Imagine two lines, L and M, cut by a transversal T. Let's say angle 2 measures 110 degrees and angle 6 measures 110 degrees. Are lines L and M parallel? To figure this out, we first need to identify the relationship between angle 2 and angle 6. They are corresponding angles. Now, we apply the Converse of the Corresponding Angles Postulate. If corresponding angles are congruent, then the lines are parallel. Since angle 2 and angle 6 have the same measure (110 degrees), they are congruent. Therefore, lines L and M are indeed parallel. See how we used the angles to prove the lines were parallel? This is the power of the converse theorems!

Example 2:

Consider two lines, P and Q, cut by a transversal R. This time, angle 3 measures 65 degrees and angle 5 measures 115 degrees. Are lines P and Q parallel? We need to identify the relationship between angle 3 and angle 5. They are same-side interior angles. According to the Converse of the Same-Side Interior Angles Theorem, if same-side interior angles are supplementary, then the lines are parallel. Let's check if they add up to 180 degrees: 65 + 115 = 180 degrees. They do! So, lines P and Q are parallel. In this example, we used the supplementary relationship of same-side interior angles to prove that two lines are parallel. The converses provide a direct method for determining parallelism based on angle measures.

Example 3:

Let's look at a slightly more challenging example. Two lines, S and T, are cut by a transversal U. Angle 4 measures (5x + 10) degrees, and angle 6 measures (7x - 30) degrees. If x = 20, are lines S and T parallel? First, we need to find the measures of angle 4 and angle 6 by substituting x = 20 into their expressions. For angle 4: 5(20) + 10 = 100 + 10 = 110 degrees. For angle 6: 7(20) - 30 = 140 - 30 = 110 degrees. Now, we need to identify the relationship between angle 4 and angle 6. They are alternate interior angles. The Converse of the Alternate Interior Angles Theorem tells us that if alternate interior angles are congruent, then the lines are parallel. Since both angles measure 110 degrees, they are congruent. Therefore, lines S and T are parallel when x = 20. This example demonstrates how to apply algebraic substitution in conjunction with geometric theorems to prove parallelism.

Real-World Applications

The concepts we've discussed aren't just abstract mathematical ideas; they have real-world applications all around us! Think about architecture, construction, and even art. Parallel lines and the angles they form are fundamental to creating stable structures and aesthetically pleasing designs. Bridges, buildings, and even the lines on a football field all rely on these geometric principles.

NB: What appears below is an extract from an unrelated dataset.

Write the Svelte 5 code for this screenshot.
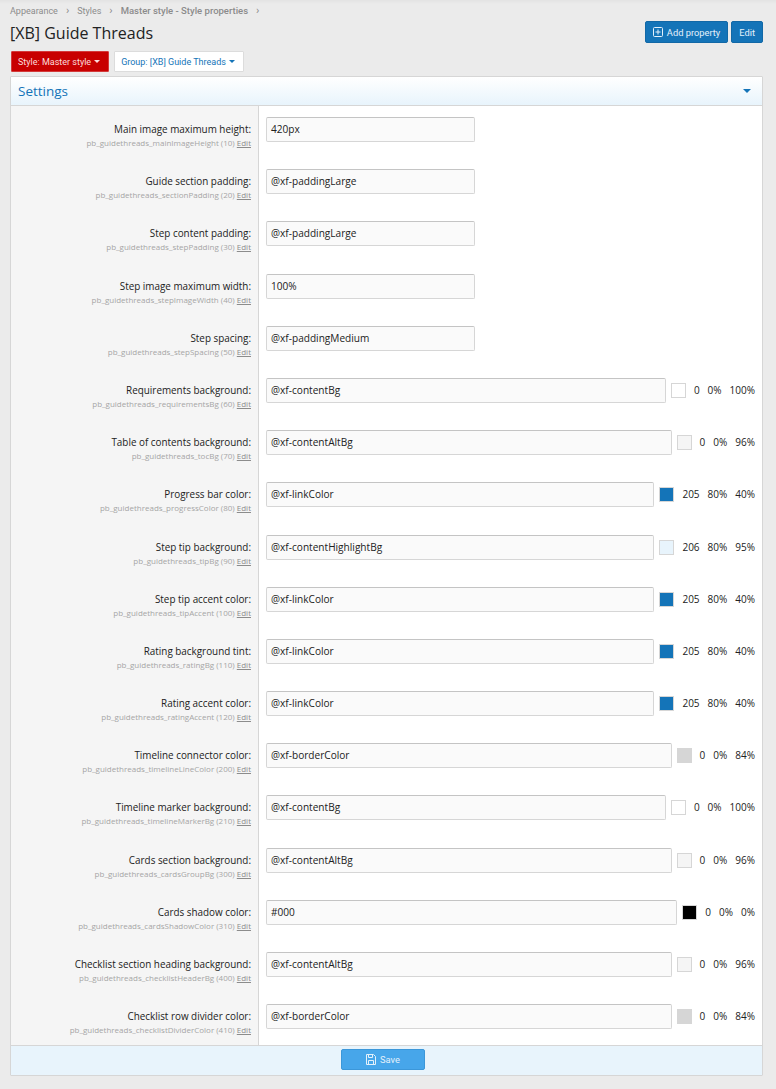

Architecture and Construction

In architecture and construction, parallel lines are essential for ensuring the stability and structural integrity of buildings. Walls are built parallel to each other to maintain balance and distribute weight evenly. Roofs often use parallel beams to provide support and create a symmetrical appearance. The angles formed by these lines are carefully calculated to ensure that the structure is sound and meets safety standards. The concepts of corresponding, alternate interior, and same-side interior angles are vital in this context. For instance, when designing trusses for a roof, engineers use these angle relationships to determine the correct angles for the beams, ensuring the roof can withstand various loads such as wind and snow. The precise alignment of these angles contributes to the overall durability and safety of the structure.

Navigation and Mapping

Navigation and mapping also utilize the principles of parallel lines and angles. Road maps and navigation systems often use parallel lines to represent roads and highways. Understanding the angles formed by intersecting roads is crucial for determining directions and calculating distances. For instance, the concept of alternate interior angles can be applied when determining the direction of a road that intersects two parallel roads. Surveyors use these principles to accurately map land and create property boundaries. The use of parallel lines in mapping helps maintain accuracy and consistency in measurements and representations of geographical areas. This is essential for various applications, from urban planning to environmental conservation.

Art and Design

In art and design, parallel lines and angles are used to create perspective, depth, and visual balance. Artists use parallel lines to create the illusion of distance and convergence in their drawings and paintings. The angles formed by these lines can influence the viewer's perception and create a sense of harmony or tension in the artwork. For example, in linear perspective, parallel lines converge at a vanishing point on the horizon, creating the illusion of depth on a flat surface. Designers use these principles to create visually appealing layouts in graphic design and web design. The strategic use of parallel lines and angles can guide the viewer's eye, create focal points, and enhance the overall aesthetic appeal of the design.

Everyday Examples

Even in our everyday lives, we encounter parallel lines and angles more often than we might realize. The lines on a notebook paper, the stripes on a zebra crossing, and the rails of a railway track are all examples of parallel lines. Understanding the angles formed by these lines can help us make sense of our surroundings and appreciate the geometry that underlies the world around us. For example, the stripes on a zebra crossing are designed to be parallel to each other, which helps pedestrians judge the distance and width of the crossing accurately. Similarly, the parallel rails of a railway track ensure that trains run smoothly and safely by maintaining a consistent distance between the wheels. These everyday examples demonstrate the practical relevance of the geometric principles we've discussed and highlight the importance of understanding these concepts in various contexts.

Conclusion

And there you have it! We've journeyed through the world of angles and parallel lines, exploring key angle pairs, solving for unknown angles, proving lines are parallel, and even touching on real-world applications. I hope this guide has demystified the topic and equipped you with the knowledge to tackle any geometry problem involving parallel lines. Remember, practice makes perfect, so keep exploring, keep questioning, and keep those parallel lines in mind! You've got this, guys!